Almost immediately after scattering the wildlife by throwing something at them, members of the household saw the same three coyotes come back, Halm said, and the animals appeared to be marking the area.

“The fact that there were three of them is something I am uncomfortable with,” Halm said. “Is it a breeding pair? Why are there three? Coyotes generally are more solitary. So it tells me that there is a possible den area or that they are getting ready to den.”

Coyotes are monogamous and generally breed between January and March, giving birth from April to mid-May following a gestation period of about 63 days, officials say. Coyotes pose no real threat to humans, though they will attack small domestic pets including cats and dogs, according to the state Department of Energy and Environmental Protection. Halm has encouraged residents to use hazing techniques to ward off coyotes, and signs recently have been posted in New Canaan parks warning visitors of coyote activity.

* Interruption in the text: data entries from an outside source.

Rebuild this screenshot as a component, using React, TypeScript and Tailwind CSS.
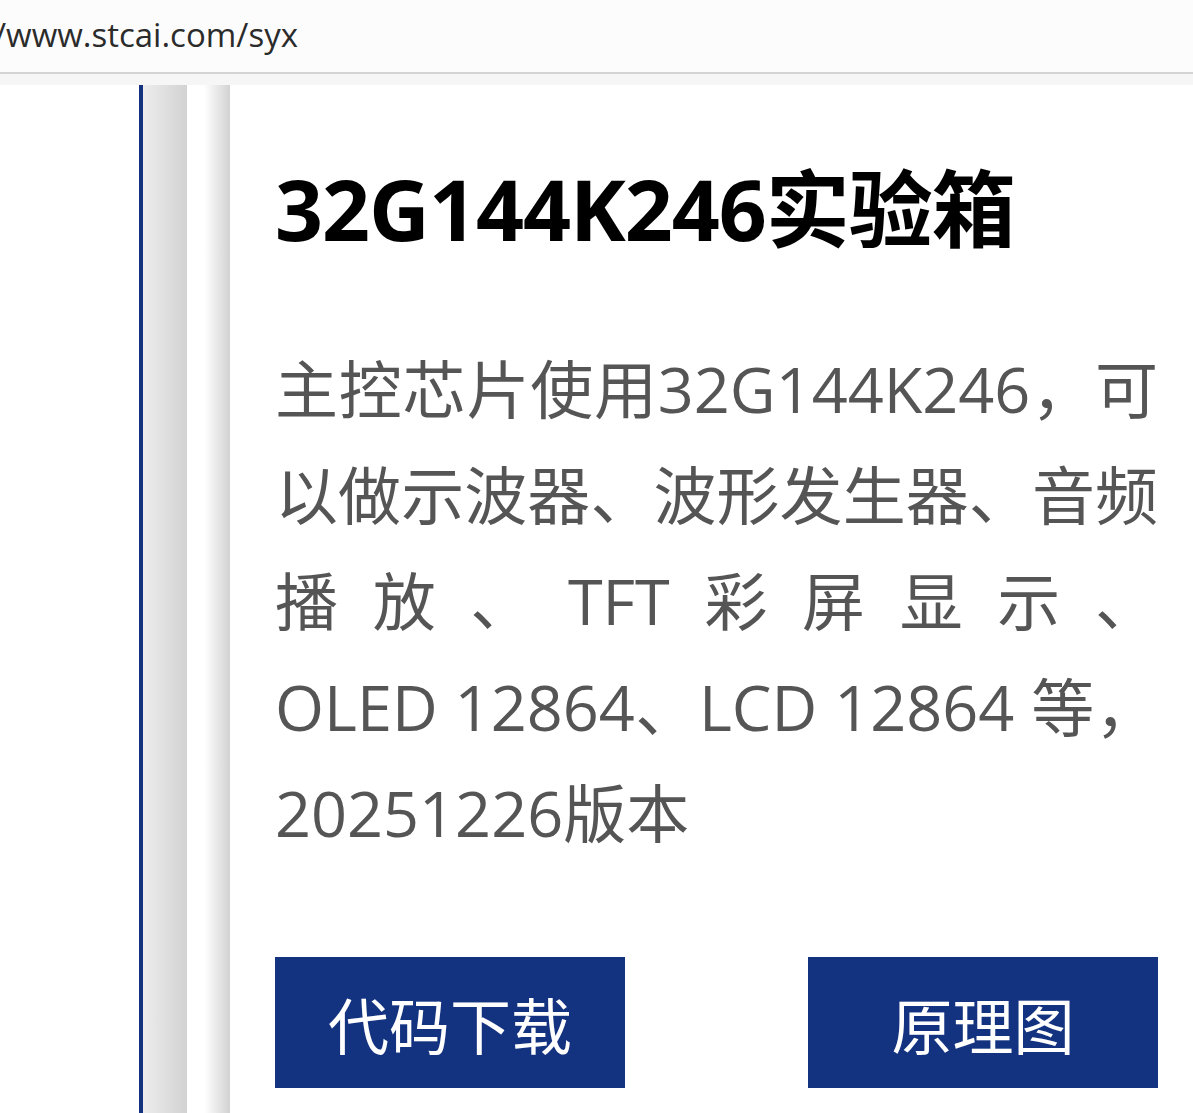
const font = "font-['Open_Sans','Noto_Sans_CJK_SC',sans-serif]";

export default function App() {
  return (
    <div className={`h-[1113px] w-full overflow-hidden bg-white ${font}`}>
      <header className="flex h-[74px] items-center overflow-hidden border-b-2 border-[#d4d4d4] bg-[#fcfcfc]">
        <span className="-ml-[6px] pb-[2px] text-[33px] whitespace-nowrap text-[#2b2b2b]">/www.stcai.com/syx</span>
      </header>
      <div className="h-[11px] bg-[#f6f6f6]" />

      <div className="flex h-[1028px]">
        <div className="w-[139px] shrink-0 bg-white" />
        <div className="w-[4px] shrink-0 bg-[#14327f]" />
        <div className="w-[44px] shrink-0 bg-gradient-to-r from-[#ededed] to-[#d2d2d2]" />
        <div className="w-[43px] shrink-0 bg-gradient-to-r from-white from-40% to-[#d2d2d2]" />

        <main className="flex-1 pl-[45px] pr-[35px]">
          <h1 className="mt-[64px] text-[84px] font-bold leading-[120px] tracking-[-1px] text-black">
            32G144K246实验箱
          </h1>
          <p className="mt-[67px] text-justify text-[63px] leading-[106px] text-[#555555]">
            主控芯片使用32G144K246，可以做示波器、波形发生器、音频播放、TFT彩屏显示、
            <span className="whitespace-nowrap">OLED 12864、LCD 12864 等，</span>
            20251226版本
          </p>
          <div className="mt-[91px] flex justify-between">
            <button className="flex h-[131px] w-[350px] items-center justify-center bg-[#13327f] pt-[8px] text-[61px] text-white">
              代码下载
            </button>
            <button className="flex h-[131px] w-[350px] items-center justify-center bg-[#13327f] pt-[8px] text-[61px] text-white">
              原理图
            </button>
          </div>
        </main>
      </div>
    </div>
  );
}
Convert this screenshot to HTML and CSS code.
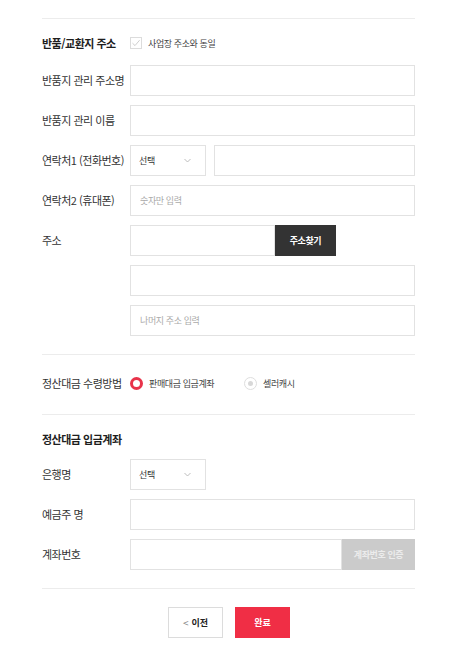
FILE: index.html
```html
<!DOCTYPE html>
<html lang="ko">
<head>
<meta charset="utf-8">
<link rel="stylesheet" href="styles.css">
</head>
<body>
<div class="page">
  <section class="section">
    <div class="form-grid">
      <h3 class="sec-title">반품/교환지 주소</h3>
      <label class="check">
        <span class="check-box"><svg width="10" height="10" viewBox="0 0 10 10"><path d="M1.5 5.2 L4 7.6 L8.6 2.2" fill="none" stroke="#cfcfcf" stroke-width="1"/></svg></span>
        <span class="small">사업장 주소와 동일</span>
      </label>

      <div class="label">반품지 관리 주소명</div>
      <input class="field" type="text">

      <div class="label">반품지 관리 이름</div>
      <input class="field" type="text">

      <div class="label">연락처1 (전화번호)</div>
      <div class="inline">
        <div class="select"><span>선택</span><svg width="7" height="5" viewBox="0 0 7 5"><path d="M0.5 1 L3.5 4 L6.5 1" fill="none" stroke="#b5b5b5" stroke-width="0.9"/></svg></div>
        <input class="field grow" type="text">
      </div>

      <div class="label">연락처2 (휴대폰)</div>
      <input class="field" type="text" placeholder="숫자만 입력">

      <div class="label">주소</div>
      <div class="stack">
        <div class="inline nogap">
          <input class="field addr" type="text">
          <button class="btn-dark">주소찾기</button>
        </div>
        <input class="field" type="text">
        <input class="field" type="text" placeholder="나머지 주소 입력">
      </div>
    </div>
  </section>

  <section class="section radio-section">
    <div class="form-grid">
      <div class="label">정산대금 수령방법</div>
      <div class="radios">
        <label class="radio-opt"><span class="radio on"></span><span class="small">판매대금 입금계좌</span></label>
        <label class="radio-opt"><span class="radio off"><span class="dot"></span></span><span class="small">셀러캐시</span></label>
      </div>
    </div>
  </section>

  <section class="section">
    <div class="form-grid">
      <h3 class="sec-title full">정산대금 입금계좌</h3>

      <div class="label">은행명</div>
      <div class="inline">
        <div class="select"><span>선택</span><svg width="7" height="5" viewBox="0 0 7 5"><path d="M0.5 1 L3.5 4 L6.5 1" fill="none" stroke="#b5b5b5" stroke-width="0.9"/></svg></div>
      </div>

      <div class="label">예금주 명</div>
      <input class="field" type="text">

      <div class="label">계좌번호</div>
      <div class="inline nogap">
        <input class="field grow" type="text">
        <button class="btn-gray">계좌번호 인증</button>
      </div>
    </div>
  </section>

  <div class="actions">
    <button class="btn-prev"><span class="chev">&lt;</span>이전</button>
    <button class="btn-done">완료</button>
  </div>
</div>
</body>
</html>
```

FILE: styles.css
```css
* { box-sizing: border-box; }

html, body {
  margin: 0;
  padding: 0;
  background: #fff;
}

body {
  font-family: "Noto Sans CJK KR", "Noto Sans", sans-serif;
  color: #333;
  font-size: 11px;
}

.page {
  margin: 18px 40px 0 42px;
}

.section {
  border-top: 1px solid #ececec;
  padding: 14px 0 18px;
}

.radio-section {
  padding: 13px 0 15px;
}

.form-grid {
  display: grid;
  grid-template-columns: 88px 1fr;
  row-gap: 9px;
  align-items: start;
}

.sec-title {
  margin: 0 0 3px;
  font-size: 11px;
  font-weight: 700;
  color: #1e1e1e;
  letter-spacing: -0.5px;
  line-height: 20px;
}

.sec-title.full {
  grid-column: 1 / -1;
  margin-bottom: 1px;
}

.label {
  line-height: 31px;
  height: 31px;
  font-size: 11px;
  letter-spacing: -0.5px;
  color: #333;
  white-space: nowrap;
}

.small {
  font-size: 9px;
  letter-spacing: -0.4px;
  color: #444;
}

.check {
  display: flex;
  align-items: center;
  gap: 6px;
  height: 20px;
}

.check-box {
  width: 12px;
  height: 12px;
  border: 1px solid #dcdcdc;
  display: flex;
  align-items: center;
  justify-content: center;
}

.field {
  display: block;
  width: 100%;
  height: 31px;
  border: 1px solid #e2e2e2;
  padding: 0 9px;
  margin: 0;
  font-family: inherit;
  font-size: 9px;
  letter-spacing: -0.4px;
  color: #333;
  outline: none;
  background: #fff;
}

.field::placeholder {
  color: #aaa;
}

.inline {
  display: flex;
  gap: 8px;
}

.inline.nogap {
  gap: 0;
}

.grow {
  flex: 1;
  width: auto;
  min-width: 0;
}

.stack {
  display: flex;
  flex-direction: column;
  gap: 9px;
}

.select {
  width: 76px;
  height: 31px;
  border: 1px solid #e2e2e2;
  display: flex;
  align-items: center;
  justify-content: space-between;
  padding: 0 14px 0 8px;
  font-size: 9px;
  letter-spacing: -0.4px;
  color: #333;
}

.addr {
  width: 145px;
}

.btn-dark {
  width: 61px;
  height: 31px;
  border: 0;
  background: #333;
  color: #fff;
  font-family: inherit;
  font-size: 9px;
  font-weight: 700;
  letter-spacing: -0.4px;
  padding: 0;
}

.btn-gray {
  width: 73px;
  height: 31px;
  border: 0;
  background: #cbcbcb;
  color: #ececec;
  font-family: inherit;
  font-size: 9px;
  font-weight: 700;
  letter-spacing: -0.4px;
  padding: 0;
}

.radios {
  display: flex;
  align-items: center;
  height: 31px;
}

.radio-opt {
  display: flex;
  align-items: center;
  gap: 6px;
}

.radio-opt:first-child {
  width: 114px;
}

.radio {
  width: 13px;
  height: 13px;
  border-radius: 50%;
  display: flex;
  align-items: center;
  justify-content: center;
  flex: none;
}

.radio.on {
  border: 3.5px solid #e8334a;
  background: #fff;
}

.radio.off {
  border: 1.5px solid #dedede;
  background: #fff;
}

.radio .dot {
  width: 5px;
  height: 5px;
  border-radius: 50%;
  background: #d8d8d8;
}

.actions {
  border-top: 1px solid #ececec;
  padding-top: 18px;
  display: flex;
  justify-content: center;
  gap: 12px;
  padding-left: 1px;
}

.btn-prev {
  width: 55px;
  height: 31px;
  border: 1px solid #dcdcdc;
  background: #fff;
  color: #222;
  font-family: inherit;
  font-size: 9px;
  font-weight: 700;
  padding: 0;
  display: flex;
  align-items: center;
  justify-content: center;
  gap: 3px;
}

.btn-prev .chev {
  font-weight: 400;
  color: #888;
  font-size: 10px;
}

.btn-done {
  width: 55px;
  height: 31px;
  border: 0;
  background: #f02e45;
  color: #fff;
  font-family: inherit;
  font-size: 9px;
  font-weight: 700;
  padding: 0;
}
```
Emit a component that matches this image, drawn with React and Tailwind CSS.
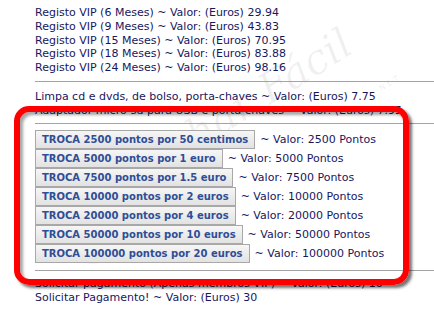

Halm said she urged the homeowners in this case to notify their immediate neighbors and made a personal visit to the home with hazing equipment including Mylar reflective tape.

Because the neighborhood includes natural buffers between homes, Halm said, the area creates a wildlife corridor that animals such as coyotes find attractive. In addition to requesting that the neighbors there learn how to haze consistently across their properties, Halm said she asked one family to remove a disused shed in the woods that may serve as a shelter for the animals.

For now, the Labradoodles that the coyotes were confronting are being restricted to a fenced pool area, Halm said.